Give the count of lines containing the string "TypeScript", with no other output.

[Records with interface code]
——
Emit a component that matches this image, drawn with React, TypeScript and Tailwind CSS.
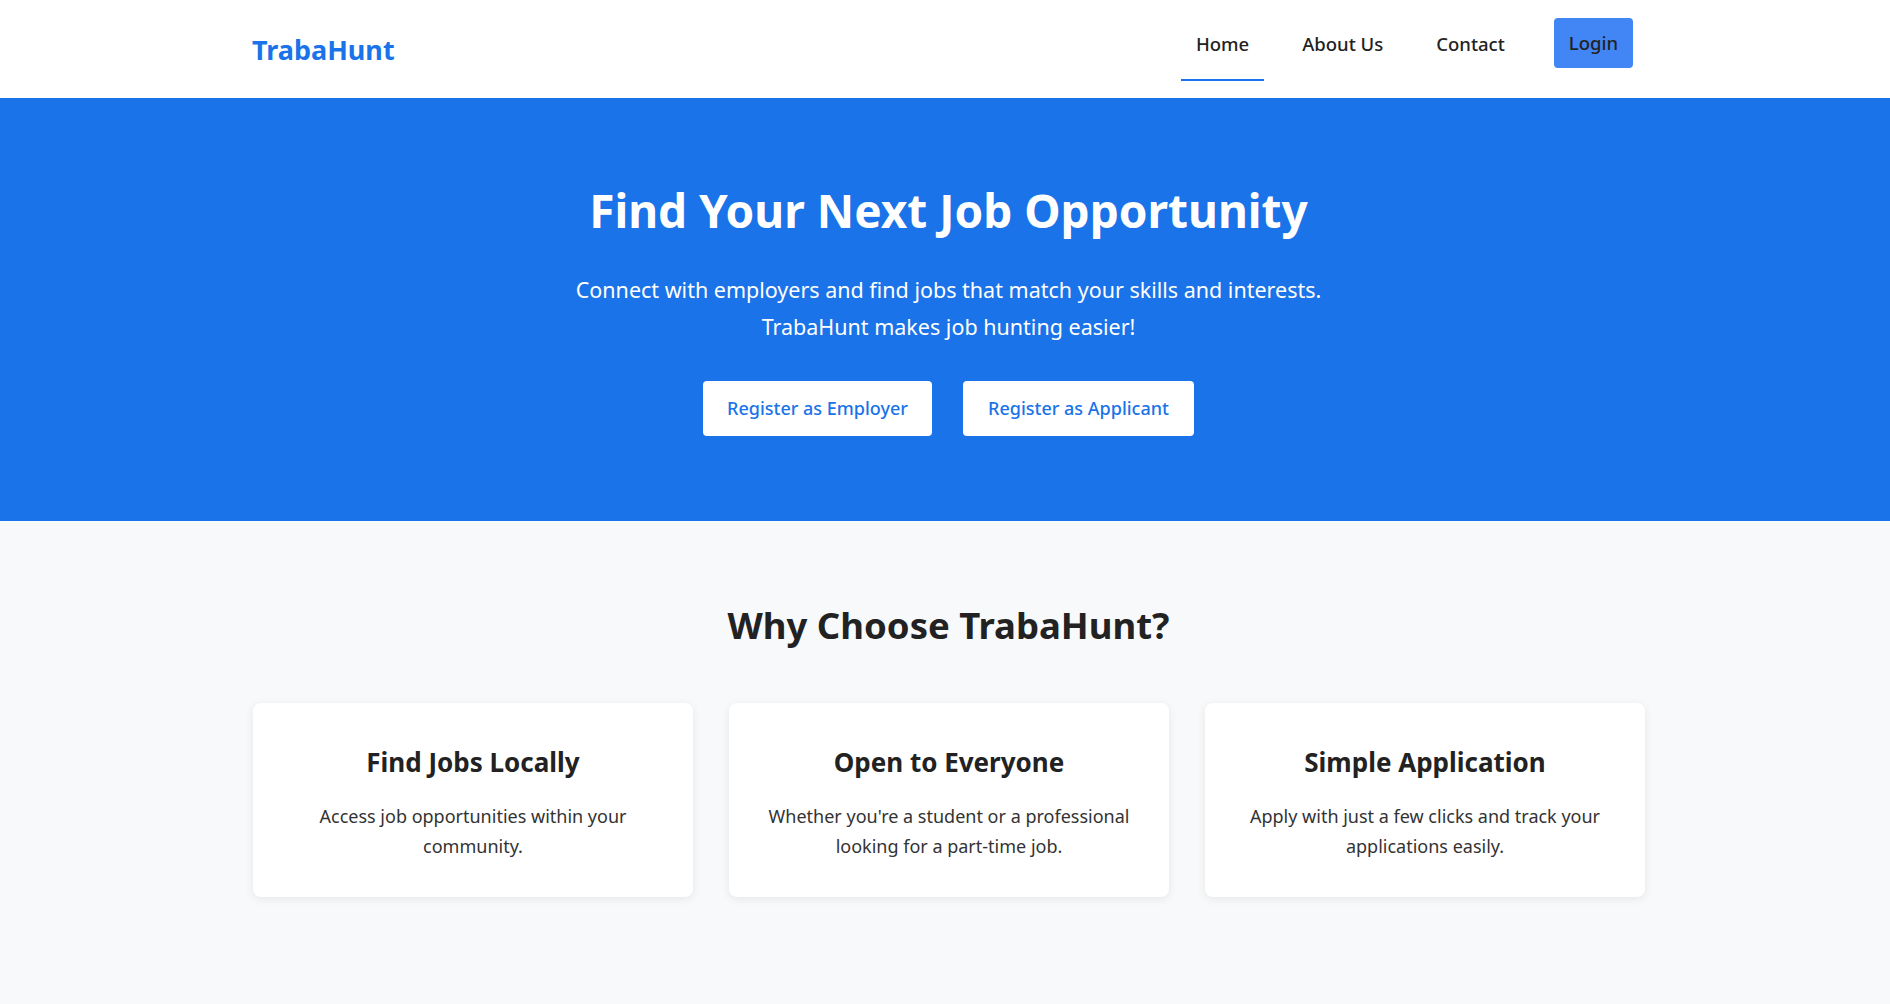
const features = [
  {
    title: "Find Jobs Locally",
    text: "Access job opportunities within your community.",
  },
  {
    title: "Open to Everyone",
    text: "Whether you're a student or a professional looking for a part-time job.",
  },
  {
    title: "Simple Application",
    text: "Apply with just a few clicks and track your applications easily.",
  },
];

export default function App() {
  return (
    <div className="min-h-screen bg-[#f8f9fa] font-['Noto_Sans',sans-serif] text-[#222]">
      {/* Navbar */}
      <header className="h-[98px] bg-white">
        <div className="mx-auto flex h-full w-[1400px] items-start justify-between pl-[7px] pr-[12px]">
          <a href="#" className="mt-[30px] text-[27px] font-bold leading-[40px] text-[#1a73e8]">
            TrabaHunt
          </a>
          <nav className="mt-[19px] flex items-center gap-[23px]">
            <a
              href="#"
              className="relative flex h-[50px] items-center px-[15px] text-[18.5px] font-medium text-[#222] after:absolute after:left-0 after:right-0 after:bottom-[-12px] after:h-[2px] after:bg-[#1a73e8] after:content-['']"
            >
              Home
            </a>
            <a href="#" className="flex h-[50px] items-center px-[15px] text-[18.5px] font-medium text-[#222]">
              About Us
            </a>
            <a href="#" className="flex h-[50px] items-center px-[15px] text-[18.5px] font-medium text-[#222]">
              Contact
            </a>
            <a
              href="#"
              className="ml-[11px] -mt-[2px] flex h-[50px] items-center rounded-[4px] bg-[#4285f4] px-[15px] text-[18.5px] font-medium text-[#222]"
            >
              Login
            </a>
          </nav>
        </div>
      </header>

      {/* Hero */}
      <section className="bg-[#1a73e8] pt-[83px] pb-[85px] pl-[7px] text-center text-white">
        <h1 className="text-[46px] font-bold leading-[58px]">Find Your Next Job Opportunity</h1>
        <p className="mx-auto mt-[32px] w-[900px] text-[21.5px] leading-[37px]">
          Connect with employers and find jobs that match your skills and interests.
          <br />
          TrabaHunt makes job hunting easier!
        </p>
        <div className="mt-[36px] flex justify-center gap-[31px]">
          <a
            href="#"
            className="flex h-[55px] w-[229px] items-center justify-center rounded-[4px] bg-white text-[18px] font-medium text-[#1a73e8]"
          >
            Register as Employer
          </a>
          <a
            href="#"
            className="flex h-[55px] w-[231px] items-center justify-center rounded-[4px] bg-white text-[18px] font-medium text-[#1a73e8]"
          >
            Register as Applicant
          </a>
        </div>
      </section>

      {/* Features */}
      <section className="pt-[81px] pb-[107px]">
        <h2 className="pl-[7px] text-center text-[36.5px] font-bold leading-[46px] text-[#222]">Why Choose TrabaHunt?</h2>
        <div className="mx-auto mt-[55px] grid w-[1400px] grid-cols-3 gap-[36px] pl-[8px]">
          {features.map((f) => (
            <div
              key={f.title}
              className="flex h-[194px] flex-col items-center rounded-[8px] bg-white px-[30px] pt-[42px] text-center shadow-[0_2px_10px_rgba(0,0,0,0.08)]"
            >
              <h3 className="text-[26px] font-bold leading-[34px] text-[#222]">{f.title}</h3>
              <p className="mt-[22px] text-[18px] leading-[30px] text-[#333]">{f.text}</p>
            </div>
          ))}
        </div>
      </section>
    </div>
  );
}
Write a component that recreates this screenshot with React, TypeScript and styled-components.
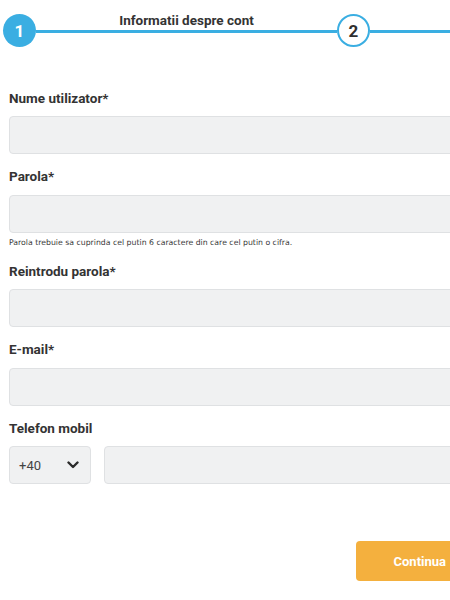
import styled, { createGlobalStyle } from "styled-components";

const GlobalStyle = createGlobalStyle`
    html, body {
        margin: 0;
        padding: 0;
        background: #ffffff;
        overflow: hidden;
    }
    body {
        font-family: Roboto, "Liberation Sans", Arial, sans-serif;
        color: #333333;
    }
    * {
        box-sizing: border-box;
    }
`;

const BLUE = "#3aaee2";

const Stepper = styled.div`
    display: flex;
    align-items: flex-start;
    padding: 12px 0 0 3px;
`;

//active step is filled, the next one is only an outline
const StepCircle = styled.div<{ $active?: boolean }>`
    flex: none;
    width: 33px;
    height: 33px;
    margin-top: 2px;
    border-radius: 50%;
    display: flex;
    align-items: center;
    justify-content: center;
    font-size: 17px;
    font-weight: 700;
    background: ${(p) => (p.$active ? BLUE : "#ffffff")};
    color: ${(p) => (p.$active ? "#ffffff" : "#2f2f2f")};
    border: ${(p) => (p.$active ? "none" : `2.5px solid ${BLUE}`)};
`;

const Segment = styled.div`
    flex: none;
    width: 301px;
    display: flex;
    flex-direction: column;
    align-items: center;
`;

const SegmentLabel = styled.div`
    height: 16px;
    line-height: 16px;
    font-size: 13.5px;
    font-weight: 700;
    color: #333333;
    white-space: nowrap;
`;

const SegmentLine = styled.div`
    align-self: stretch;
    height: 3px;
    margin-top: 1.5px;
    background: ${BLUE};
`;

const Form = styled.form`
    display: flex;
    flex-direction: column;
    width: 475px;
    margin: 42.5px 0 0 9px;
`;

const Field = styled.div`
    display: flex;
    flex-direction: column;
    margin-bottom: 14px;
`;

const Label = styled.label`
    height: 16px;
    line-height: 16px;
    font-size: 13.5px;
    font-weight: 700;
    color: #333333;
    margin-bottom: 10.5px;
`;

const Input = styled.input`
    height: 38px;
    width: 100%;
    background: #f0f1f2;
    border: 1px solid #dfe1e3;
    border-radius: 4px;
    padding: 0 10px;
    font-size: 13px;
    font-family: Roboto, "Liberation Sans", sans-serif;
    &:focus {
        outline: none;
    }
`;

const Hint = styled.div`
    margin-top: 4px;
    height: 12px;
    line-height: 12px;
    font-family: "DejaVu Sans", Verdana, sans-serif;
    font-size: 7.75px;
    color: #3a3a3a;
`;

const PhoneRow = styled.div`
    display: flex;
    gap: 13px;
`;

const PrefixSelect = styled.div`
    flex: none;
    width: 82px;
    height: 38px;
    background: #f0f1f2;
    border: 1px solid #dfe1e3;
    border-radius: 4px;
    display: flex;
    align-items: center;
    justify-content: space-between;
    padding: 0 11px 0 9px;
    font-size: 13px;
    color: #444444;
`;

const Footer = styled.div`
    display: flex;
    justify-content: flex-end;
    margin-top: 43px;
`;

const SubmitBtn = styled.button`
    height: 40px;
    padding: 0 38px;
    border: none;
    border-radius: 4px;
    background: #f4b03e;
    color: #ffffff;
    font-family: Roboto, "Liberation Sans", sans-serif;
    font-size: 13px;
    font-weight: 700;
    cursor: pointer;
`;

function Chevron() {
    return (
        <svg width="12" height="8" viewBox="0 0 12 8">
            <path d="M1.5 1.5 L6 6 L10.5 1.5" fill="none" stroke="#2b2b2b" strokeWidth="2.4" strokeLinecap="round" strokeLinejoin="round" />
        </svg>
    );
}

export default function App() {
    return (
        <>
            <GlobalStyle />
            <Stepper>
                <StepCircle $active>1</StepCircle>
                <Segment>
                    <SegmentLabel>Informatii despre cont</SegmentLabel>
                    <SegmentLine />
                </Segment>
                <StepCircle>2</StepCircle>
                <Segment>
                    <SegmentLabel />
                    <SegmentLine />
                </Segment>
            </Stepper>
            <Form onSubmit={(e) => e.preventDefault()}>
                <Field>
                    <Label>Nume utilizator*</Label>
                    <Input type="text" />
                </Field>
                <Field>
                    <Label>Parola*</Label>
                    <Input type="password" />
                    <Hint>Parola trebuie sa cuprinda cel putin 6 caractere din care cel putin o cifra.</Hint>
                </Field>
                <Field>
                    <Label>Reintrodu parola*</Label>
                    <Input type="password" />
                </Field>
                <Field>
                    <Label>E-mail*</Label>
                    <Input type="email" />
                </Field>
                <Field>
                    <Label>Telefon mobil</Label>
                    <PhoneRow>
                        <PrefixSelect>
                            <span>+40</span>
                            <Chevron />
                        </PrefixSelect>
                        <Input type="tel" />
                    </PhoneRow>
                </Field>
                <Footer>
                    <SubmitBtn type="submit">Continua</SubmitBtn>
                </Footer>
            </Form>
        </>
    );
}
——
**Problem solution**. 2